While there are some who are attached to the idea of these two being together, the relationship can't last if Oliver is going to develop into the hero everyone needs him to be. Think about it: Oliver knew he couldn't be both the Arrow and a man with a normal life and normal relationships. There's no way that this reality is going to change, and so his connection with Felicity only holds him back.
And not all of the problems with "Olicity" are purely practical; Felicity whining and crying because of Oliver's "death" or his decision not to be with her due to the dangers of being a vigilante got so very old over the course of the season, and it very well may have destroyed all of the progress Felicity made in the first two seasons. While the end of this relationship (and yes, it will most likely end - the writers have hinted that the endgame is for Oliver to be with Laurel) may eventually become a great plot device used to bring Oliver back into action, the soapy antics were mostly a burden on season 3.
Lack of character development
And finally, there's the fact that Oliver did not grow any as a character at all this season. In season 1, Oliver learned how to be an effective crime fighter in his first year back in Starling City; the growth was evident. In season 2, Oliver decided to choose justice over vengeance as he gave up killing in order to honor the memory of his friend, Tommy. Again, the character had a clear emotional arc.
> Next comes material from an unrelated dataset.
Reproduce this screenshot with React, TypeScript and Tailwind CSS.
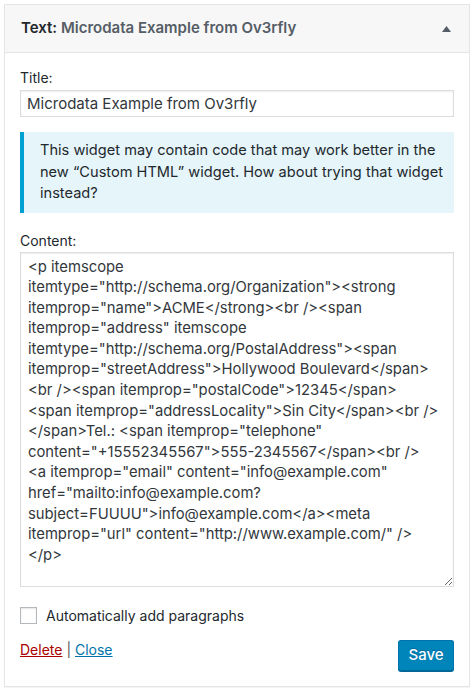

But in season 3? Oliver resorted to killing to gain the trust of Ra's, and later killed(?) Ra's himself. He continually made bad decisions throughout the entire season, and resorted to teaming up with one of the worst criminals he knows. And while the argument could be made that Oliver was basically forced into these situations, it's still disappointing to see so little character development when Oliver's growth as a hero was part of what made the first two seasons so special.